Natale in Sardegna tra miti, storia e tradizioni

Natale in Sardegna tra miti, storia e tradizioni

Natale in Sardegna: il sapore delle feste e l’unità della famiglia

In Sardegna il Natale è da sempre la “Festa” per eccellenza, il momento perfetto per riscoprire il calore familiare e vivere appieno la tradizione.

ll Natale in Sardegna è “La Festa”, “Sa Paschixedda”, il momento di riunione della famiglia e degli affetti oggi come in passato, all’insegna di antiche tradizioni, leggende e rituali di un’epoca tribale e mistica che ha ereditato l’affascinante bagaglio “magico religioso” del Solstizio d’Inverno.

Filo rosso delle Festività sull’isola sono la convivialità e il ritrovo: nella società agropastorale di un tempo, il lavoro imponeva lunghi periodi di assenza e gli uomini rientravano dalla transumanza proprio nei giorni precedenti il Natale.

Era così che, la notte della Vigilia (chiamata Sa nott’è e xena ovvero la “notte calda”) la famiglia si riuniva attorno al tepore del focolare domestico: i più anziani raccontavano storie e leggende per intrattenere i più piccoli e tutti insieme consumavano un pasto frugale per celebrare la gioia di quegli attimi preziosi.

Il focolare, fulcro della casa, assumeva un significato ancora più rilevante ed era usanza, in molte case, ridipingere le pareti annerite del camino in modo che fosse pronto per il 24: quella sera un grande ceppo di legno conservato per l’occasione, “su truncu e’xena”, veniva attizzato sul fuoco e doveva restare acceso per tutto il periodo delle Feste, fino all’Epifania.

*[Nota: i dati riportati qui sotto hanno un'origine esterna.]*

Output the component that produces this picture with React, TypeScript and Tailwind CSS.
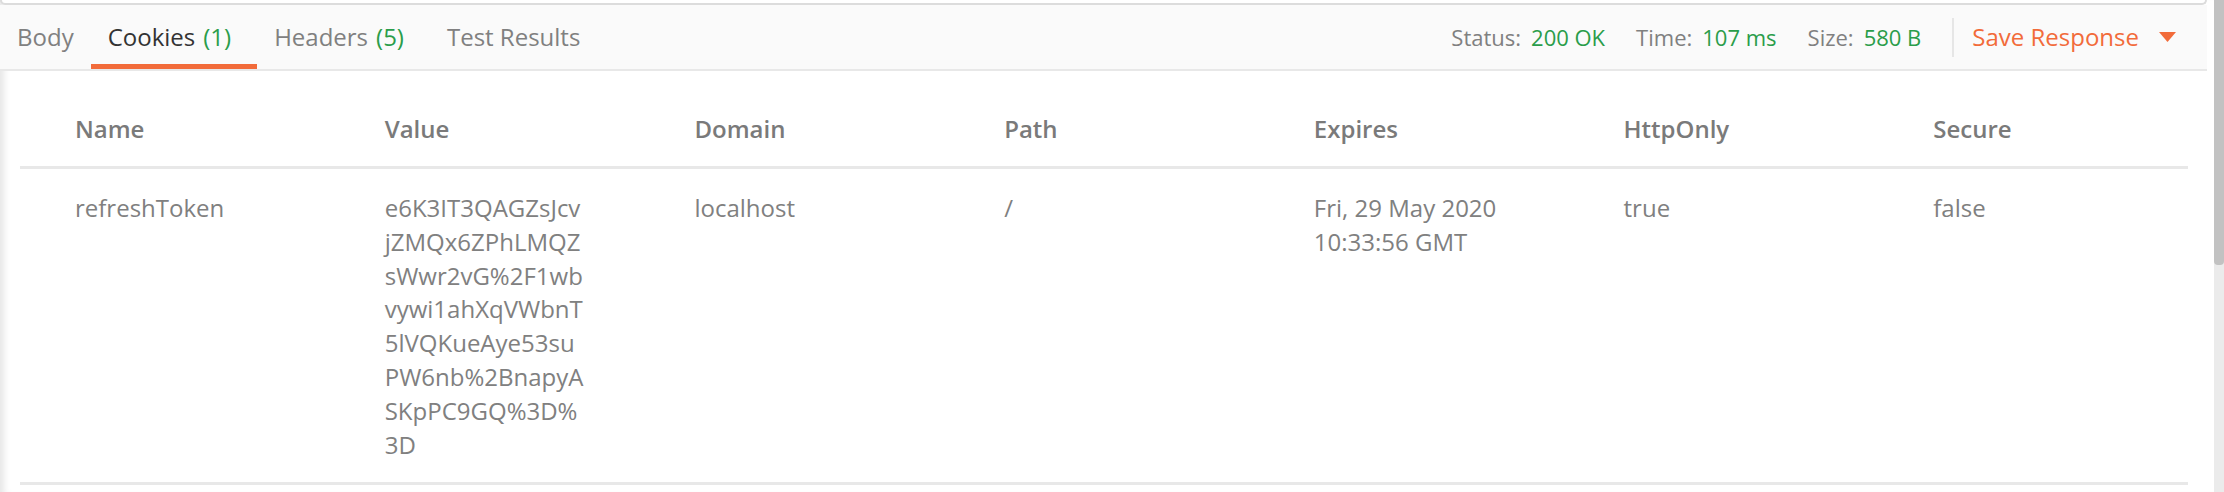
const columns = ['Name', 'Value', 'Domain', 'Path', 'Expires', 'HttpOnly', 'Secure'];

const tokenLines = [
  'e6K3IT3QAGZsJcv',
  'jZMQx6ZPhLMQZ',
  'sWwr2vG%2F1wb',
  'vywi1ahXqVWbnT',
  '5lVQKueAye53su',
  'PW6nb%2BnapyA',
  'SKpPC9GQ%3D%',
  '3D',
];

function Tab({ label, count, active, first }: { label: string; count?: number; active?: boolean; first?: boolean }) {
  return (
    <div
      className={`flex items-center pl-[17px] border-b-[5px] pt-[5px] ${first ? 'pr-[17px]' : 'pr-[26px]'} ${
        active ? 'border-[#f26b3a] text-[#333333]' : 'border-transparent text-[#808080]'
      }`}
    >
      {label}
      {count !== undefined && <span className="ml-[8px] text-[#2a9d4a]">({count})</span>}
    </div>
  );
}

function Stat({ label, value }: { label: string; value: string }) {
  return (
    <div className="flex items-center">
      <span className="text-[#808080]">{label}</span>
      <span className="ml-[10px] text-[#2a9d4a]">{value}</span>
    </div>
  );
}

export default function App() {
  return (
    <div className="flex h-[492px] w-[2224px] bg-white font-['Open_Sans',sans-serif] overflow-hidden">
      <div className="flex-1 flex flex-col shadow-[inset_9px_0_7px_-5px_rgba(0,0,0,0.10)]">
        <div className="mr-[7px] h-[5px] border-x-2 border-b-2 border-[#dcdcdc] rounded-b-[6px] bg-white" />
        <div className="mr-[7px] h-[66px] flex items-stretch justify-between bg-[#fafafa] border-b-2 border-[#e8e8e8] text-[24px] leading-[34px]">
          <div className="flex items-stretch">
            <Tab label="Body" first />
            <Tab label="Cookies" count={1} active />
            <Tab label="Headers" count={5} />
            <Tab label="Test Results" />
          </div>
          <div className="flex items-center pr-[31px]">
            <div className="flex items-center gap-[31px] text-[22px]">
              <Stat label="Status:" value="200 OK" />
              <Stat label="Time:" value="107 ms" />
              <Stat label="Size:" value="580 B" />
            </div>
            <div className="ml-[31px] w-[2px] h-[39px] bg-[#e6e6e6]" />
            <div className="ml-[18px] flex items-center text-[#f26b3a]">
              <span>Save Response</span>
              <svg className="ml-[20px]" width="17" height="10" viewBox="0 0 17 10">
                <path d="M0 0 H17 L8.5 10 Z" fill="#f26b3a" />
              </svg>
            </div>
          </div>
        </div>

        <div className="ml-[20px] mr-[26px] text-[24px] leading-[34px] text-[#808080]">
          <div className="grid grid-cols-7 pt-[41px] pb-[20px] border-b-[3px] border-[#e8e8e8] font-semibold text-[#7a7a7a]">
            {columns.map((c) => (
              <div key={c} className="pl-[55px]">
                {c}
              </div>
            ))}
          </div>
          <div className="grid grid-cols-7 pt-[22px] pb-[21px] border-b-[3px] border-[#e8e8e8] leading-[33.8px]">
            <div className="pl-[55px]">refreshToken</div>
            <div className="pl-[55px]">
              {tokenLines.map((l) => (
                <div key={l}>{l}</div>
              ))}
            </div>
            <div className="pl-[55px]">localhost</div>
            <div className="pl-[55px]">/</div>
            <div className="pl-[55px]">
              <div className="w-[200px]">Fri, 29 May 2020 10:33:56 GMT</div>
            </div>
            <div className="pl-[55px]">true</div>
            <div className="pl-[55px]">false</div>
          </div>
        </div>
      </div>
      <div className="w-[10px] flex flex-col bg-[#ebebeb]">
        <div className="h-[265px] bg-[#c2c2c2] rounded-b-[4px]" />
      </div>
    </div>
  );
}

Era molto importante che non si spegnesse mai ma anche che non bruciasse del tutto, un rituale che avrebbe donato salute e prosperità economica alla famiglia.

Il 25 dicembre la tavola era imbandita con un pasto abbondante e anche i meno abbienti dovevano poter godere della Festa: la comunità si prodigava per far loro recapitare la “mandada”, una scorta del meglio della gastronomia sarda dove non mancavano dolci, carne, formaggio, salsicce secche e frattaglie.

Un ruolo di spicco era rivestito dai dolci della tradizione: da citare le “pabassinas“, biscotti glassati a forma di rombo con impasto a base di farina, uvetta, noci, nocciole, sapa e mandorle, il “sa tunda“, pane dolce rotondo con uvetta e noci, e il “su bacchiddu ‘e Deu“, pane decorato per assomigliare al pastorale del vescovo.

Miti e tradizioni del Natale in Sardegna

Famiglia, tepore domestico e bambini. Il Natale vedeva protagonisti i più piccoli che potevano rimanere alzati fino a tardi e ascoltare racconti e leggende, alcuni “da brivido” su streghe e creature fantastiche: è il caso, ad esempio, della figura di Maria Puntaoru che, durante il sonno, tastava il ventre dei bambini e, se lo avesse trovato vuoto, lo avrebbe infilzato con uno spiedo d’oro, oppure di Maria Mangrofa, strega di Orosei che divorava i più piccoli.

Le storie attorno al fuoco avevano la funzione di monito per i bambini ma servivano anche a redarguire gli adulti, spesso accecati dalla cupidigia e dall’odio.

Ancora, di grande rilevanza erano i giochi, occasioni perfette per trascorrere ore di divertimento e svago in famiglia nel calore delle Feste: oltre alle carte e alla tombola, un passatempo comune era “su barrallicu“, trottola a quattro facce su cui erano incise la lettera “T” (tutto), la “N” (niente), la “M” (metà) e la “P” (poni, ovvero metti).

A turno, ogni giocatore faceva ruotare la trottola e riceveva il comando preciso in base alla lettera: la T consentiva di prendere tutto il bottino (frutta secca, noci e castagne) mentre con la P occorreva metterne una parte sul piatto.

Quando poi i rintocchi delle campane annunciavano la mezzanotte, le famiglie si recavano a “Sa Miss’è Puddu“, la “messa del primo canto del gallo”, una ricorrenza molto sentita per rivolgere le preghiere al Signore e ritrovare parenti e amici lontani.

Per le donne in dolce attesa, poi, era un appuntamento imprescindibile: in caso contrario, avrebbero corso il rischio di partorire un bambino non sano o di perderlo.

Infine, nascere la notte di Natale era considerato un vero privilegio: i fortunati, infatti, sarebbero stati molti longevi, immuni da malattie, e non avrebbero perso né i denti né i capelli durante tutta la vita.